Copy each line below that includes "table".

(Recorded data)
+ + + +

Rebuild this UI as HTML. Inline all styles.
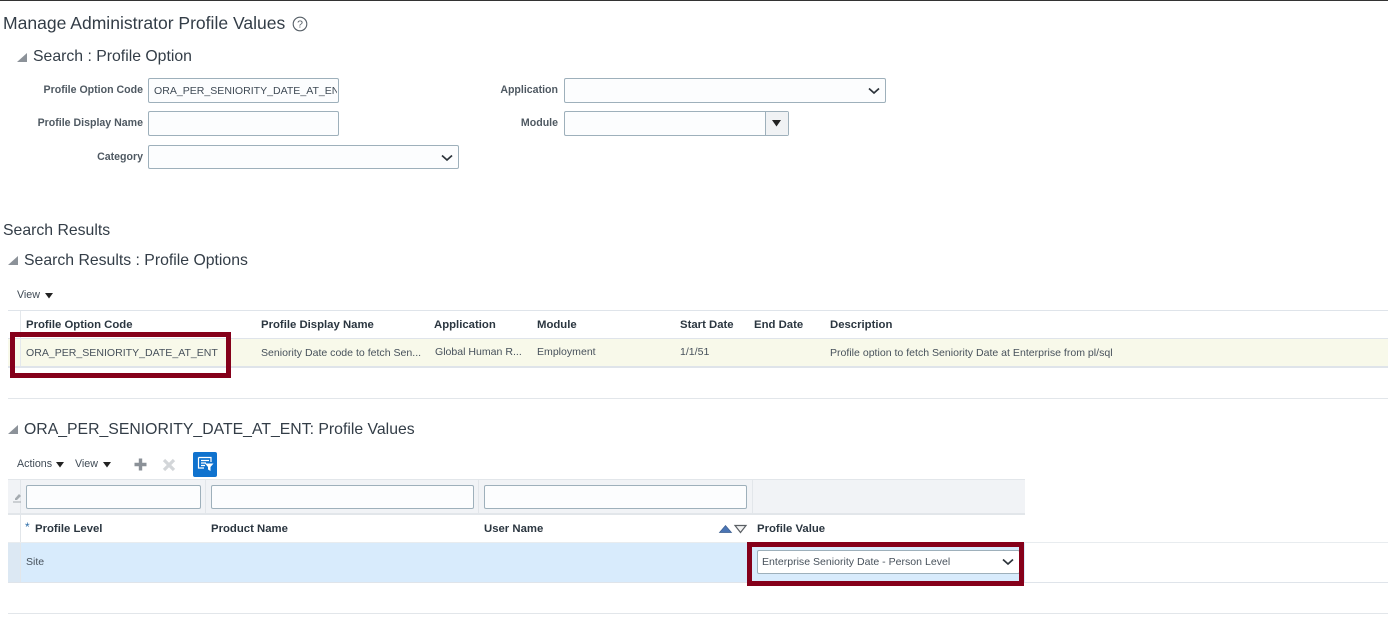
<!DOCTYPE html>
<html><head><meta charset="utf-8">
<style>
html,body{margin:0;padding:0;background:#fff;width:1388px;height:630px;overflow:hidden}
body{position:relative;font-family:"Liberation Sans",sans-serif;color:#3f4a55}
.t{position:absolute;white-space:nowrap;line-height:16px}
.r{position:absolute}
.h1{font-size:17.55px;color:#333d47;line-height:22px}
.h2{font-size:15.8px;color:#333d47;line-height:20px}
.lb{font-size:10.6px;font-weight:bold;color:#4f5962;text-align:right}
.th{font-size:11.35px;font-weight:bold;color:#2b3640}
.td{font-size:10.55px;color:#47515b}
.in{position:absolute;box-sizing:border-box;background:#fcfdfe;border:1px solid #9eb0bb;border-radius:2px}
.tb{font-size:10.7px;color:#3f4a55}
svg{position:absolute;overflow:visible}
</style></head><body>
<div class="r" style="left:0;top:0;width:1388px;height:1px;background:#333"></div>

<div class="t h1" style="left:3px;top:12px">Manage Administrator Profile Values</div>
<svg style="left:292px;top:16px" width="16" height="16" viewBox="0 0 16 16"><circle cx="8" cy="8" r="6.8" fill="none" stroke="#555e66" stroke-width="1.1"/><text x="8" y="11.7" font-size="10.5" text-anchor="middle" fill="#555e66" font-family="Liberation Sans">?</text></svg>

<svg style="left:17px;top:52px" width="11" height="10"><path d="M0 10L10 1V10Z" fill="#8c9299"/></svg>
<div class="t h2" style="left:33px;top:47px">Search : Profile Option</div>

<div class="t lb" style="left:0;width:143px;top:82px">Profile Option Code</div>
<div class="in" style="left:148px;top:78px;width:191px;height:25px"></div>
<div class="t td" style="left:154px;top:83px;width:183px;overflow:hidden;color:#3f4a55">ORA_PER_SENIORITY_DATE_AT_ENT</div>
<div class="t lb" style="left:0;width:143px;top:115px">Profile Display Name</div>
<div class="in" style="left:148px;top:111px;width:191px;height:25px"></div>
<div class="t lb" style="left:0;width:143px;top:149px">Category</div>
<div class="in" style="left:148px;top:145px;width:311px;height:24px"></div>
<svg style="left:441px;top:154px" width="12" height="8"><path d="M1 1.5L6 6L11 1.5" fill="none" stroke="#2c333a" stroke-width="1.7"/></svg>

<div class="t lb" style="left:458px;width:100px;top:82px">Application</div>
<div class="in" style="left:564px;top:78px;width:322px;height:25px"></div>
<svg style="left:868px;top:87px" width="12" height="8"><path d="M1 1.5L6 6L11 1.5" fill="none" stroke="#2c333a" stroke-width="1.7"/></svg>
<div class="t lb" style="left:458px;width:100px;top:115px">Module</div>
<div class="in" style="left:564px;top:111px;width:225px;height:25px"></div>
<div class="r" style="left:765px;top:112px;width:23px;height:23px;background:#f0f2f4;border-left:1px solid #9eb0bb;box-sizing:border-box"></div>
<svg style="left:772px;top:120px" width="10" height="7"><path d="M0 0H9L4.5 6.5Z" fill="#222"/></svg>

<div class="t h2" style="left:3px;top:221px">Search Results</div>
<svg style="left:8px;top:255px" width="11" height="10"><path d="M0 10L10 1V10Z" fill="#8c9299"/></svg>
<div class="t h2" style="left:24px;top:251px">Search Results : Profile Options</div>

<div class="t tb" style="left:17px;top:287px">View</div>
<svg style="left:45px;top:293px" width="9" height="6"><path d="M0 0H8L4 5.5Z" fill="#222"/></svg>

<!-- results table -->
<div class="r" style="left:8px;top:310px;width:1380px;height:1px;background:#dfe4ea"></div>
<div class="r" style="left:8px;top:338px;width:1380px;height:1px;background:#dfe4ea"></div>
<div class="r" style="left:8px;top:339px;width:1380px;height:27px;background:#f8f9ea"></div>
<div class="r" style="left:8px;top:366px;width:1380px;height:2px;background:#dfe4ea"></div>
<div class="r" style="left:20px;top:311px;width:1px;height:55px;background:#e4e8ec"></div>
<div class="t th" style="left:26px;top:317px">Profile Option Code</div>
<div class="t th" style="left:261px;top:317px">Profile Display Name</div>
<div class="t th" style="left:434px;top:317px">Application</div>
<div class="t th" style="left:537px;top:317px">Module</div>
<div class="t th" style="left:680px;top:317px">Start Date</div>
<div class="t th" style="left:754px;top:317px">End Date</div>
<div class="t th" style="left:830px;top:317px">Description</div>
<div class="t td" style="left:26px;top:345px">ORA_PER_SENIORITY_DATE_AT_ENT</div>
<div class="t td" style="left:261px;top:345px">Seniority Date code to fetch Sen...</div>
<div class="t td" style="left:435px;top:344px">Global Human R...</div>
<div class="t td" style="left:537px;top:344px">Employment</div>
<div class="t td" style="left:680px;top:344px">1/1/51</div>
<div class="t td" style="left:830px;top:345px">Profile option to fetch Seniority Date at Enterprise from pl/sql</div>
<div class="r" style="left:10px;top:332px;width:211px;height:36px;border:5px solid #85001a;box-sizing:content-box"></div>

<div class="r" style="left:8px;top:398px;width:1380px;height:1px;background:#e2e6ea"></div>

<svg style="left:8px;top:424px" width="11" height="10"><path d="M0 10L10 1V10Z" fill="#8c9299"/></svg>
<div class="t h2" style="left:24px;top:420px">ORA_PER_SENIORITY_DATE_AT_ENT: Profile Values</div>

<div class="t tb" style="left:17px;top:456px">Actions</div>
<svg style="left:56px;top:462px" width="9" height="6"><path d="M0 0H8L4 5.5Z" fill="#222"/></svg>
<div class="t tb" style="left:75px;top:456px">View</div>
<svg style="left:103px;top:462px" width="9" height="6"><path d="M0 0H8L4 5.5Z" fill="#222"/></svg>
<svg style="left:134px;top:458px" width="13" height="13"><path d="M6.5 0.5V12.5M0.5 6.5H12.5" stroke="#8b9198" stroke-width="3.4" fill="none"/></svg>
<svg style="left:163px;top:459px" width="12" height="12"><path d="M1 1L11 11M11 1L1 11" stroke="#d3d6d9" stroke-width="3.2" fill="none"/></svg>
<div class="r" style="left:193px;top:452px;width:24px;height:25px;background:#0f72ce;border-radius:2px"></div>
<svg style="left:198px;top:457px" width="16" height="15"><path d="M0.5 0.5H13V5M0.5 0.5V11H6" fill="none" stroke="#fff" stroke-width="1.2"/><path d="M3 3.5H11M3 6H8M3 8.5H7" stroke="#fff" stroke-width="1.2"/><path d="M7 6.5H15.5L12.5 10V14L10 12.5V10Z" fill="#fff"/></svg>

<!-- values table -->
<div class="r" style="left:8px;top:479px;width:1017px;height:36px;background:#f1f3f6"></div>
<div class="r" style="left:8px;top:479px;width:1017px;height:1px;background:#e2e6ea"></div>
<div class="r" style="left:8px;top:513px;width:1017px;height:2px;background:#e2e6ea"></div>
<div class="r" style="left:205px;top:480px;width:1px;height:33px;background:#e2e6ea"></div>
<div class="r" style="left:478px;top:480px;width:1px;height:33px;background:#e2e6ea"></div>
<div class="r" style="left:752px;top:480px;width:1px;height:33px;background:#e2e6ea"></div>
<div class="r" style="left:20px;top:480px;width:1px;height:102px;background:#e2e6ea"></div>
<svg style="left:13px;top:492px" width="9" height="11"><path d="M2 6.5L6 2L8 4L4 8H2Z" fill="#a5abb0"/><path d="M0 10H8" stroke="#a5abb0" stroke-width="1"/></svg>
<div class="in" style="left:26px;top:485px;width:175px;height:24px"></div>
<div class="in" style="left:211px;top:485px;width:263px;height:24px"></div>
<div class="in" style="left:484px;top:485px;width:263px;height:24px"></div>

<div class="t" style="left:25px;top:519px;font-size:12px;color:#2f6ea8">*</div>
<div class="t th" style="left:35px;top:521px">Profile Level</div>
<div class="t th" style="left:211px;top:521px">Product Name</div>
<div class="t th" style="left:484px;top:521px">User Name</div>
<svg style="left:719px;top:524px" width="28" height="10"><path d="M0.5 8.5L6.5 1.5L12.5 8.5Z" fill="#4a75b4" stroke="#3d5f90" stroke-width=".7"/><path d="M16 1.5H27L21.5 8.5Z" fill="#f4f4f4" stroke="#5a5f64" stroke-width="1.2"/></svg>
<div class="t th" style="left:757px;top:521px">Profile Value</div>

<div class="r" style="left:8px;top:542px;width:1380px;height:1px;background:#e8ecef"></div>
<div class="r" style="left:8px;top:543px;width:12px;height:39px;background:#dce8f3"></div>
<div class="r" style="left:21px;top:543px;width:1004px;height:39px;background:#d8ebfc"></div>
<div class="r" style="left:8px;top:582px;width:1380px;height:1px;background:#dfe4ea"></div>
<div class="t td" style="left:26px;top:554px">Site</div>
<div class="in" style="left:757px;top:550px;width:263px;height:24px;background:#fff"></div>
<div class="t td" style="left:762px;top:554px">Enterprise Seniority Date - Person Level</div>
<svg style="left:1002px;top:558px" width="12" height="8"><path d="M1 1.5L6 6L11 1.5" fill="none" stroke="#2c333a" stroke-width="1.7"/></svg>
<div class="r" style="left:747px;top:542px;width:267px;height:34px;border:5px solid #85001a;box-sizing:content-box"></div>

<div class="r" style="left:8px;top:613px;width:1380px;height:1px;background:#e2e6ea"></div>
</body></html>
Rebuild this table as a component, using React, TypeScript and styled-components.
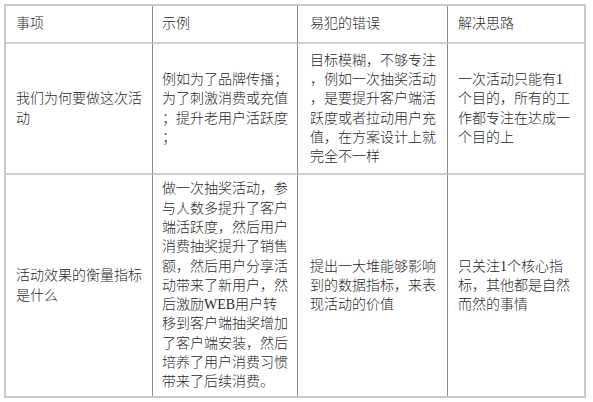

+ + + +

Output of the exercise:
<!-- results table -->
<!-- values table -->
Rebuild this table as a component, using React, TypeScript and styled-components.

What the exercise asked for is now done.